2013-01-29

Constantly hard (coded)

Recently I've been paying a bit more attention to the changes on the Second Life wiki. Not for any special reason, but I've just formed the habit and have even made a point of adding some pages to my watch list. In some small way it's probably also down to the fact that I finally got round to making a user page there.

I quickly noticed that there was a bit of a debate going on regarding many of the LSL pages and the examples on there. A user has recently decided to be helpful and go round and "improve" many of the examples with small edits. It seems that these small edits have, in some cases, resulted in non-working examples. In other cases they've just made the examples less helpful (as seen by some).

My personal view of those edits is that those who have being undoing them are right to do so. But that's beside the point. That's not the purpose of this blog post (which, I'll admit now, isn't going anywhere that'll interest anyone, but I had the urge to waffle about it).

The aspect of all of this that really interested me is something I've wondered about on and off over the last three years of scripting in SL: the special status of channel 0.
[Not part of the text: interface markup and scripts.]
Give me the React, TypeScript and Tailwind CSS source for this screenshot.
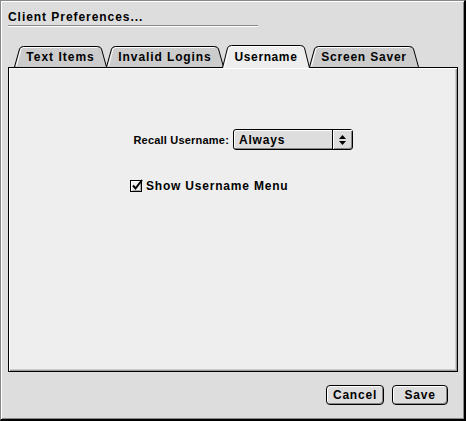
import React from "react";

const font = { fontFamily: '"Liberation Sans", Arial, sans-serif' };

function Tab({ label, w, selected, ml, track }: { label: string; w: number; selected?: boolean; ml: number; track: string }) {
  const H = selected ? 23 : 21;
  const stroke = `M0.5,${H} L5.5,3 Q6.5,0.5 9.5,0.5 L${w - 9.5},0.5 Q${w - 6.5},0.5 ${w - 5.5},3 L${w - 0.5},${H}`;
  const hl = `M2.5,${H - 1} L7,3 Q8,1.5 10,1.5 L${w - 10},1.5`;
  return (
    <div
      className={`relative flex items-center justify-center shrink-0 ${selected ? "z-10 -mb-px" : ""}`}
      style={{ width: w, height: H, marginLeft: ml }}
    >
      <svg className="absolute inset-0" width={w} height={H}>
        <path d={stroke + " Z"} fill={selected ? "#eeeeee" : "#cccccc"} stroke="none" />
        <path d={hl} fill="none" stroke="#ffffff" strokeWidth="1" />
        <path d={stroke} fill="none" stroke="#000" strokeWidth="1" />
      </svg>
      <span className={`relative text-[12px] font-bold leading-[14px] text-black ${track}`} style={font}>
        {label}
      </span>
    </div>
  );
}

function Button({ label, w }: { label: string; w: number }) {
  return (
    <div
      className="flex items-center justify-center h-[20px] rounded-[4px] border border-black bg-[#dddddd] shadow-[inset_1px_1px_0_#ffffff,inset_-1px_-1px_0_#888888]"
      style={{ width: w }}
    >
      <span className="text-[12px] font-bold leading-[14px] tracking-[0.8px] text-black" style={font}>
        {label}
      </span>
    </div>
  );
}

export default function App() {
  return (
    <div
      className="w-[466px] h-[421px] bg-[#dddddd] border-t border-l border-t-[#888888] border-l-[#888888] border-r-2 border-b-2 border-r-black border-b-black shadow-[inset_1px_1px_0_#ffffff,inset_-1px_-1px_0_#888888] flex flex-col"
      style={font}
    >
      <div className="pt-[9px] pl-[7px]">
        <div className="text-[12px] font-bold leading-[14px] tracking-[0.95px] text-black">Client Preferences...</div>
      </div>
      <div className="mt-px ml-[7px] w-[250px] h-[2px] border-t border-t-[#888888] border-b border-b-white" />
      <div className="mt-[18px] h-[22px] flex items-end pl-[13px]">
        <Tab label="Text Items" w={93} ml={0} track="tracking-[1px]" />
        <Tab label="Invalid Logins" w={118} ml={-1} track="tracking-[0.9px]" />
        <Tab label="Username" w={88} ml={-2} selected track="tracking-[0.6px]" />
        <Tab label="Screen Saver" w={110} ml={-1} track="tracking-[0.8px]" />
      </div>
      <div className="ml-[7px] w-[450px] h-[305px] border border-black bg-[#eeeeee] shadow-[inset_1px_1px_0_#ffffff,inset_-1px_-1px_0_#999999,inset_-2px_-2px_0_#cccccc] pl-[100px] pt-[61px] flex flex-col">
        <div className="flex items-center">
          <div className="w-[120px] text-right text-[11px] font-bold leading-[14px] tracking-[0.2px] text-black">Recall Username:</div>
          <div className="ml-[4px] w-[120px] h-[21px] rounded-[3px] border border-black bg-[#dddddd] shadow-[inset_1px_1px_0_#ffffff,inset_-1px_-1px_0_#888888] flex">
            <div className="flex-1 flex items-center pl-[5px] text-[12px] font-bold leading-[14px] tracking-[0.8px] text-black">Always</div>
            <div className="w-[20px] border-l border-l-black flex items-center justify-center shadow-[inset_1px_1px_0_#ffffff]">
              <svg width="7" height="10" viewBox="0 0 7 10">
                <path d="M3.5,0 L7,4 L0,4 Z" fill="#000" />
                <path d="M0,6 L7,6 L3.5,10 Z" fill="#000" />
              </svg>
            </div>
          </div>
        </div>
        <div className="mt-[29px] ml-[21px] flex items-center">
          <svg width="15" height="14" viewBox="0 0 15 14" className="shrink-0">
            <rect x="0.5" y="1.5" width="11" height="11" fill="#eeeeee" stroke="#000" />
            <path d="M1.5,11.5 V2.5 H10.5" fill="none" stroke="#ffffff" />
            <path d="M2.5,11.5 H10.5 V3.5" fill="none" stroke="#aaaaaa" />
            <path d="M3,6.5 L5.5,9.5 L12,1" fill="none" stroke="#000" strokeWidth="2" />
          </svg>
          <span className="ml-[1px] text-[12px] font-bold leading-[14px] tracking-[0.8px] text-black">Show Username Menu</span>
        </div>
      </div>
      <div className="mt-[13px] flex justify-end pr-[16px] gap-[8px]">
        <Button label="Cancel" w={58} />
        <Button label="Save" w={56} />
      </div>
    </div>
  );
}
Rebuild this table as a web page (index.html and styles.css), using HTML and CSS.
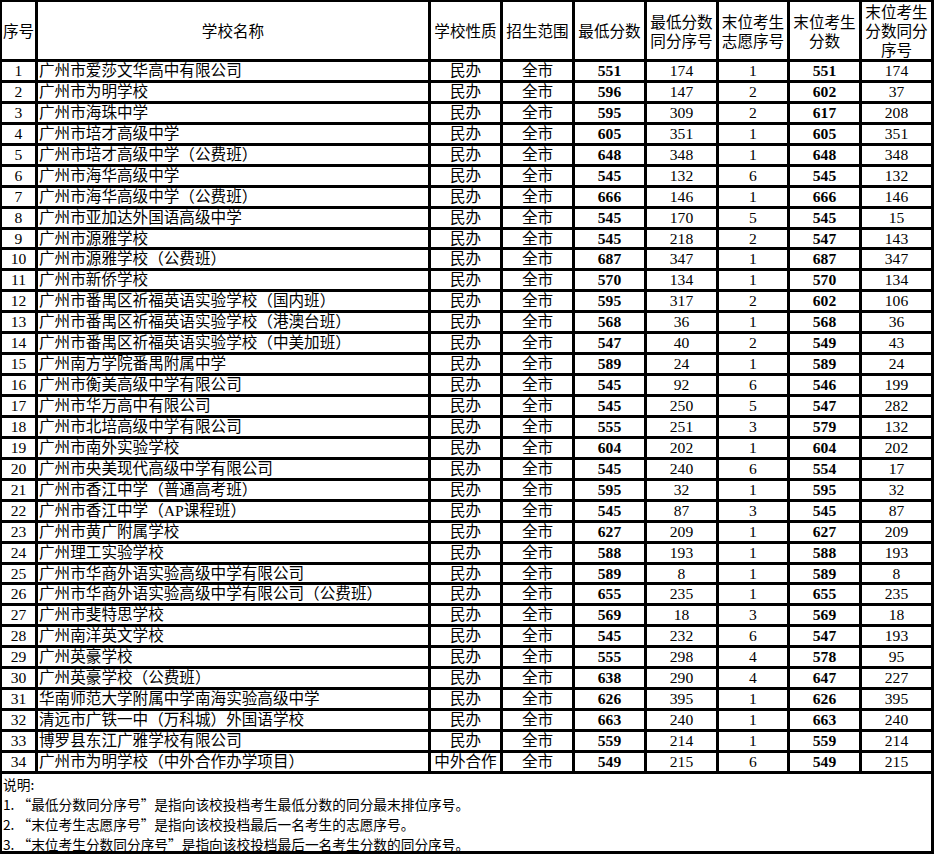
FILE: index.html
```html
<!DOCTYPE html>
<html lang="zh-CN">
<head>
<meta charset="utf-8">
<title>投档情况</title>
<link rel="stylesheet" href="styles.css">
</head>
<body>
<div class="sheet">
  <div class="grid">
    <div class="h">序号</div>
    <div class="h">学校名称</div>
    <div class="h">学校性质</div>
    <div class="h">招生范围</div>
    <div class="h">最低分数</div>
    <div class="h">最低分数<br>同分序号</div>
    <div class="h">末位考生<br>志愿序号</div>
    <div class="h">末位考生<br>分数</div>
    <div class="h h3">末位考生<br>分数同分<br>序号</div>

    <div class="c">1</div><div class="n">广州市爱莎文华高中有限公司</div><div class="c">民办</div><div class="c">全市</div><div class="c b">551</div><div class="c">174</div><div class="c">1</div><div class="c b">551</div><div class="c">174</div>
    <div class="c">2</div><div class="n">广州市为明学校</div><div class="c">民办</div><div class="c">全市</div><div class="c b">596</div><div class="c">147</div><div class="c">2</div><div class="c b">602</div><div class="c">37</div>
    <div class="c">3</div><div class="n">广州市海珠中学</div><div class="c">民办</div><div class="c">全市</div><div class="c b">595</div><div class="c">309</div><div class="c">2</div><div class="c b">617</div><div class="c">208</div>
    <div class="c">4</div><div class="n">广州市培才高级中学</div><div class="c">民办</div><div class="c">全市</div><div class="c b">605</div><div class="c">351</div><div class="c">1</div><div class="c b">605</div><div class="c">351</div>
    <div class="c">5</div><div class="n">广州市培才高级中学（公费班）</div><div class="c">民办</div><div class="c">全市</div><div class="c b">648</div><div class="c">348</div><div class="c">1</div><div class="c b">648</div><div class="c">348</div>
    <div class="c">6</div><div class="n">广州市海华高级中学</div><div class="c">民办</div><div class="c">全市</div><div class="c b">545</div><div class="c">132</div><div class="c">6</div><div class="c b">545</div><div class="c">132</div>
    <div class="c">7</div><div class="n">广州市海华高级中学（公费班）</div><div class="c">民办</div><div class="c">全市</div><div class="c b">666</div><div class="c">146</div><div class="c">1</div><div class="c b">666</div><div class="c">146</div>
    <div class="c">8</div><div class="n">广州市亚加达外国语高级中学</div><div class="c">民办</div><div class="c">全市</div><div class="c b">545</div><div class="c">170</div><div class="c">5</div><div class="c b">545</div><div class="c">15</div>
    <div class="c">9</div><div class="n">广州市源雅学校</div><div class="c">民办</div><div class="c">全市</div><div class="c b">545</div><div class="c">218</div><div class="c">2</div><div class="c b">547</div><div class="c">143</div>
    <div class="c">10</div><div class="n">广州市源雅学校（公费班）</div><div class="c">民办</div><div class="c">全市</div><div class="c b">687</div><div class="c">347</div><div class="c">1</div><div class="c b">687</div><div class="c">347</div>
    <div class="c">11</div><div class="n">广州市新侨学校</div><div class="c">民办</div><div class="c">全市</div><div class="c b">570</div><div class="c">134</div><div class="c">1</div><div class="c b">570</div><div class="c">134</div>
    <div class="c">12</div><div class="n">广州市番禺区祈福英语实验学校（国内班）</div><div class="c">民办</div><div class="c">全市</div><div class="c b">595</div><div class="c">317</div><div class="c">2</div><div class="c b">602</div><div class="c">106</div>
    <div class="c">13</div><div class="n">广州市番禺区祈福英语实验学校（港澳台班）</div><div class="c">民办</div><div class="c">全市</div><div class="c b">568</div><div class="c">36</div><div class="c">1</div><div class="c b">568</div><div class="c">36</div>
    <div class="c">14</div><div class="n">广州市番禺区祈福英语实验学校（中美加班）</div><div class="c">民办</div><div class="c">全市</div><div class="c b">547</div><div class="c">40</div><div class="c">2</div><div class="c b">549</div><div class="c">43</div>
    <div class="c">15</div><div class="n">广州南方学院番禺附属中学</div><div class="c">民办</div><div class="c">全市</div><div class="c b">589</div><div class="c">24</div><div class="c">1</div><div class="c b">589</div><div class="c">24</div>
    <div class="c">16</div><div class="n">广州市衡美高级中学有限公司</div><div class="c">民办</div><div class="c">全市</div><div class="c b">545</div><div class="c">92</div><div class="c">6</div><div class="c b">546</div><div class="c">199</div>
    <div class="c">17</div><div class="n">广州市华万高中有限公司</div><div class="c">民办</div><div class="c">全市</div><div class="c b">545</div><div class="c">250</div><div class="c">5</div><div class="c b">547</div><div class="c">282</div>
    <div class="c">18</div><div class="n">广州市北培高级中学有限公司</div><div class="c">民办</div><div class="c">全市</div><div class="c b">555</div><div class="c">251</div><div class="c">3</div><div class="c b">579</div><div class="c">132</div>
    <div class="c">19</div><div class="n">广州市南外实验学校</div><div class="c">民办</div><div class="c">全市</div><div class="c b">604</div><div class="c">202</div><div class="c">1</div><div class="c b">604</div><div class="c">202</div>
    <div class="c">20</div><div class="n">广州市央美现代高级中学有限公司</div><div class="c">民办</div><div class="c">全市</div><div class="c b">545</div><div class="c">240</div><div class="c">6</div><div class="c b">554</div><div class="c">17</div>
    <div class="c">21</div><div class="n">广州市香江中学（普通高考班）</div><div class="c">民办</div><div class="c">全市</div><div class="c b">595</div><div class="c">32</div><div class="c">1</div><div class="c b">595</div><div class="c">32</div>
    <div class="c">22</div><div class="n">广州市香江中学（AP课程班）</div><div class="c">民办</div><div class="c">全市</div><div class="c b">545</div><div class="c">87</div><div class="c">3</div><div class="c b">545</div><div class="c">87</div>
    <div class="c">23</div><div class="n">广州市黄广附属学校</div><div class="c">民办</div><div class="c">全市</div><div class="c b">627</div><div class="c">209</div><div class="c">1</div><div class="c b">627</div><div class="c">209</div>
    <div class="c">24</div><div class="n">广州理工实验学校</div><div class="c">民办</div><div class="c">全市</div><div class="c b">588</div><div class="c">193</div><div class="c">1</div><div class="c b">588</div><div class="c">193</div>
    <div class="c">25</div><div class="n">广州市华商外语实验高级中学有限公司</div><div class="c">民办</div><div class="c">全市</div><div class="c b">589</div><div class="c">8</div><div class="c">1</div><div class="c b">589</div><div class="c">8</div>
    <div class="c">26</div><div class="n">广州市华商外语实验高级中学有限公司（公费班）</div><div class="c">民办</div><div class="c">全市</div><div class="c b">655</div><div class="c">235</div><div class="c">1</div><div class="c b">655</div><div class="c">235</div>
    <div class="c">27</div><div class="n">广州市斐特思学校</div><div class="c">民办</div><div class="c">全市</div><div class="c b">569</div><div class="c">18</div><div class="c">3</div><div class="c b">569</div><div class="c">18</div>
    <div class="c">28</div><div class="n">广州南洋英文学校</div><div class="c">民办</div><div class="c">全市</div><div class="c b">545</div><div class="c">232</div><div class="c">6</div><div class="c b">547</div><div class="c">193</div>
    <div class="c">29</div><div class="n">广州英豪学校</div><div class="c">民办</div><div class="c">全市</div><div class="c b">555</div><div class="c">298</div><div class="c">4</div><div class="c b">578</div><div class="c">95</div>
    <div class="c">30</div><div class="n">广州英豪学校（公费班）</div><div class="c">民办</div><div class="c">全市</div><div class="c b">638</div><div class="c">290</div><div class="c">4</div><div class="c b">647</div><div class="c">227</div>
    <div class="c">31</div><div class="n">华南师范大学附属中学南海实验高级中学</div><div class="c">民办</div><div class="c">全市</div><div class="c b">626</div><div class="c">395</div><div class="c">1</div><div class="c b">626</div><div class="c">395</div>
    <div class="c">32</div><div class="n">清远市广铁一中（万科城）外国语学校</div><div class="c">民办</div><div class="c">全市</div><div class="c b">663</div><div class="c">240</div><div class="c">1</div><div class="c b">663</div><div class="c">240</div>
    <div class="c">33</div><div class="n">博罗县东江广雅学校有限公司</div><div class="c">民办</div><div class="c">全市</div><div class="c b">559</div><div class="c">214</div><div class="c">1</div><div class="c b">559</div><div class="c">214</div>
    <div class="c">34</div><div class="n">广州市为明学校（中外合作办学项目）</div><div class="c">中外合作</div><div class="c">全市</div><div class="c b">549</div><div class="c">215</div><div class="c">6</div><div class="c b">549</div><div class="c">215</div>
  </div>
  <div class="notes">
    <div>说明:</div>
    <div>1. “最低分数同分序号”是指向该校投档考生最低分数的同分最末排位序号。</div>
    <div>2. “末位考生志愿序号”是指向该校投档最后一名考生的志愿序号。</div>
    <div>3. “末位考生分数同分序号”是指向该校投档最后一名考生分数的同分序号。</div>
  </div>
</div>
</body>
</html>
```

FILE: styles.css
```css
html, body {
  margin: 0;
  padding: 0;
  background: #ffffff;
}

body {
  font-family: "Liberation Serif", "Noto Sans CJK SC", serif;
  color: #000000;
  font-size: 15.6px;
}

.sheet {
  width: 934px;
}

.grid {
  display: grid;
  grid-template-columns: 33px 390px 69px 69px 69px 69px 68px 69px 69px;
  grid-template-rows: 57px;
  grid-auto-rows: 17.94px;
  gap: 3px;
  padding: 2px 3px 3px 2px;
  background: #000000;
}

.grid > div {
  background: #ffffff;
  white-space: nowrap;
  overflow: hidden;
}

.h {
  display: flex;
  align-items: center;
  justify-content: center;
  text-align: center;
  line-height: 19px;
  font-family: "Noto Sans CJK SC", sans-serif;
}

.h3 {
  line-height: 18.8px;
}

.c {
  text-align: center;
  line-height: 17.94px;
}

.n {
  padding-left: 1px;
  line-height: 17.94px;
}

.b {
  font-weight: bold;
}

.notes {
  height: 77px;
  border: 3px solid #000000;
  border-top: none;
  border-left-width: 2px;
  padding-left: 1px;
  font-family: "Noto Sans CJK SC", sans-serif;
  font-size: 13.7px;
  line-height: 20px;
}
```
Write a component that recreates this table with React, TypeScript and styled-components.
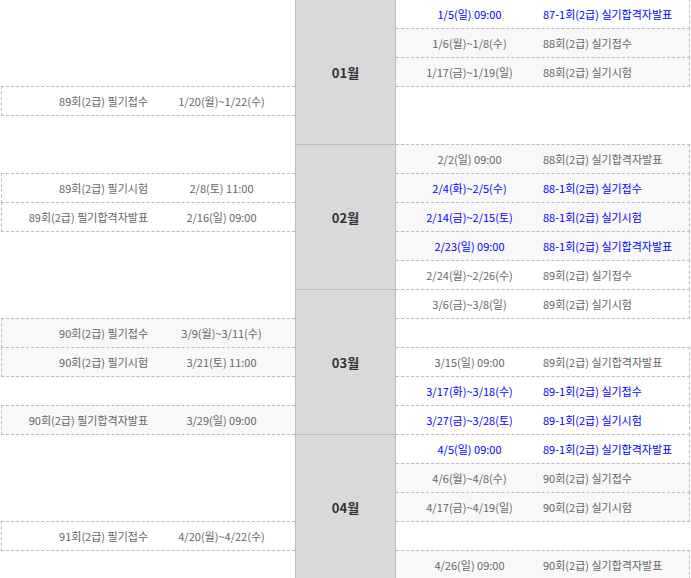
import React from 'react';
import styled, { createGlobalStyle } from 'styled-components';

const Global = createGlobalStyle`
  html, body { margin: 0; padding: 0; background: #fff; overflow: hidden; }
  body { font-family: "Noto Sans CJK KR", "Noto Sans", sans-serif; }
`;

type Side = 'left' | 'right';

interface Entry {
  row: number;
  side: Side;
  date: string;
  name: string;
}

const entries: Entry[] = [
  { row: 0, side: 'right', date: '1/5(일) 09:00', name: '87-1회(2급) 실기합격자발표' },
  { row: 1, side: 'right', date: '1/6(월)~1/8(수)', name: '88회(2급) 실기접수' },
  { row: 2, side: 'right', date: '1/17(금)~1/19(일)', name: '88회(2급) 실기시험' },
  { row: 3, side: 'left', date: '1/20(월)~1/22(수)', name: '89회(2급) 필기접수' },
  { row: 5, side: 'right', date: '2/2(일) 09:00', name: '88회(2급) 실기합격자발표' },
  { row: 6, side: 'left', date: '2/8(토) 11:00', name: '89회(2급) 필기시험' },
  { row: 6, side: 'right', date: '2/4(화)~2/5(수)', name: '88-1회(2급) 실기접수' },
  { row: 7, side: 'left', date: '2/16(일) 09:00', name: '89회(2급) 필기합격자발표' },
  { row: 7, side: 'right', date: '2/14(금)~2/15(토)', name: '88-1회(2급) 실기시험' },
  { row: 8, side: 'right', date: '2/23(일) 09:00', name: '88-1회(2급) 실기합격자발표' },
  { row: 9, side: 'right', date: '2/24(월)~2/26(수)', name: '89회(2급) 실기접수' },
  { row: 10, side: 'right', date: '3/6(금)~3/8(일)', name: '89회(2급) 실기시험' },
  { row: 11, side: 'left', date: '3/9(월)~3/11(수)', name: '90회(2급) 필기접수' },
  { row: 12, side: 'left', date: '3/21(토) 11:00', name: '90회(2급) 필기시험' },
  { row: 12, side: 'right', date: '3/15(일) 09:00', name: '89회(2급) 실기합격자발표' },
  { row: 13, side: 'right', date: '3/17(화)~3/18(수)', name: '89-1회(2급) 실기접수' },
  { row: 14, side: 'left', date: '3/29(일) 09:00', name: '90회(2급) 필기합격자발표' },
  { row: 14, side: 'right', date: '3/27(금)~3/28(토)', name: '89-1회(2급) 실기시험' },
  { row: 15, side: 'right', date: '4/5(일) 09:00', name: '89-1회(2급) 실기합격자발표' },
  { row: 16, side: 'right', date: '4/6(월)~4/8(수)', name: '90회(2급) 실기접수' },
  { row: 17, side: 'right', date: '4/17(금)~4/19(일)', name: '90회(2급) 실기시험' },
  { row: 18, side: 'left', date: '4/20(월)~4/22(수)', name: '91회(2급) 필기접수' },
  { row: 19, side: 'right', date: '4/26(일) 09:00', name: '90회(2급) 실기합격자발표' },
];

const months = ['01월', '02월', '03월', '04월'];

const Schedule = styled.div`
  display: grid;
  grid-template-columns: 294px 101px 294px;
  grid-template-rows: repeat(20, 29px);
  padding: 0 1px;
  margin-top: -1px;
`;

const MonthCell = styled.div<{ $start: number }>`
  grid-column: 2;
  grid-row: ${(p) => p.$start} / span 5;
  box-sizing: border-box;
  background: #d9d9d9;
  border-top: 1px solid #bdbdbd;
  border-left: 1px solid #bdbdbd;
  border-right: 1px solid #bdbdbd;
  display: flex;
  align-items: center;
  justify-content: center;
  font-size: 13px;
  font-weight: bold;
  color: #333;
`;

const Slot = styled.div<{ $row: number; $side: Side; $shade: boolean; $extra: boolean }>`
  grid-row: ${(p) => p.$row + 1};
  grid-column: ${(p) => (p.$side === 'left' ? 1 : 3)};
  align-self: start;
  height: 30px;
  box-sizing: border-box;
  border-top: 1px dashed #bbb;
  border-bottom: 1px dashed #bbb;
  ${(p) => (p.$side === 'left' ? 'border-left: 1px dashed #bbb;' : 'border-right: 1px dashed #bbb;')}
  background: ${(p) => (p.$shade ? '#f8f8f8' : '#fff')};
  color: ${(p) => (p.$extra ? '#0000ff' : '#666')};
  display: grid;
  grid-template-columns: ${(p) => (p.$side === 'left' ? '146px 1fr' : '147px 1fr')};
  align-items: center;
  font-size: 11px;
  line-height: 28px;
  white-space: nowrap;
`;

const DateText = styled.span`
  text-align: center;
`;

const NameText = styled.span<{ $side: Side }>`
  text-align: ${(p) => (p.$side === 'left' ? 'right' : 'left')};
`;

const isShaded = (name: string) => {
  const m = name.match(/^(\d+)/);
  return m ? parseInt(m[1], 10) % 2 === 0 : false;
};

export default function App() {
  return (
    <>
      <Global />
      <Schedule>
        {months.map((m, i) => (
          <MonthCell key={m} $start={i * 5 + 1}>
            {m}
          </MonthCell>
        ))}
        {entries.map((e) => (
          <Slot
            key={`${e.row}-${e.side}`}
            $row={e.row}
            $side={e.side}
            $shade={isShaded(e.name)}
            $extra={/^\d+-1회/.test(e.name)}
          >
            {e.side === 'left' ? (
              <>
                <NameText $side="left">{e.name}</NameText>
                <DateText>{e.date}</DateText>
              </>
            ) : (
              <>
                <DateText>{e.date}</DateText>
                <NameText $side="right">{e.name}</NameText>
              </>
            )}
          </Slot>
        ))}
      </Schedule>
    </>
  );
}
Or, more to the point, the way almost none of us call it by its "proper" name: PUBLIC_CHANNEL

Pretty much every scripter's first exposure to the public channel is this script:


From then on I imagine that we all stick with referring to the public channel as a hard-coded 0. Even those of us who have backgrounds as programmers and who (hopefully) use named constants for constant values like this have probably got into the habit of giving that particular channel this special status.

So I was intrigued to see this debate happening on the wiki (snapshot here in case it ever gets removed from the talk page) given I'd been thinking about this very thing on and off for a while: why do I always say 0 when PUBLIC_CHANNEL would be more correct?

In any other language I'd probably use the constant. Actually, in any other language (which allows sensible library design) I'd probably have a wrapper function which I'd use everywhere so the public channel would only get mentioned once. But the point is I'd be motivated by a need for everything to be "correct" and would use the constant somehow, somewhere.

But in LSL I use 0 all the time. I type it without even thinking about it. It's part of my muscle memory. I think about wanting to say something on the public channel; I write llSay( 0, ... ) and don't give it a second thought. It just comes out.

And I think that's one reason why it's a bad idea for someone to go round all the examples on the Wiki and change 0 to PUBLIC_CHANNEL. The reason is that saying 0 when you mean PUBLIC_CHANNEL is idiomatic LSL. It's how the natives speak the language. It's so common to everyone who does speak the language well that it's understood, without question.

So, even though the well-behaved programmer in me screams at me that I should say PUBLIC_CHANNEL, the native speaker of LSL just blurts out 0 and gets on with it. And it can't ever hurt someone learning the language to get used to it.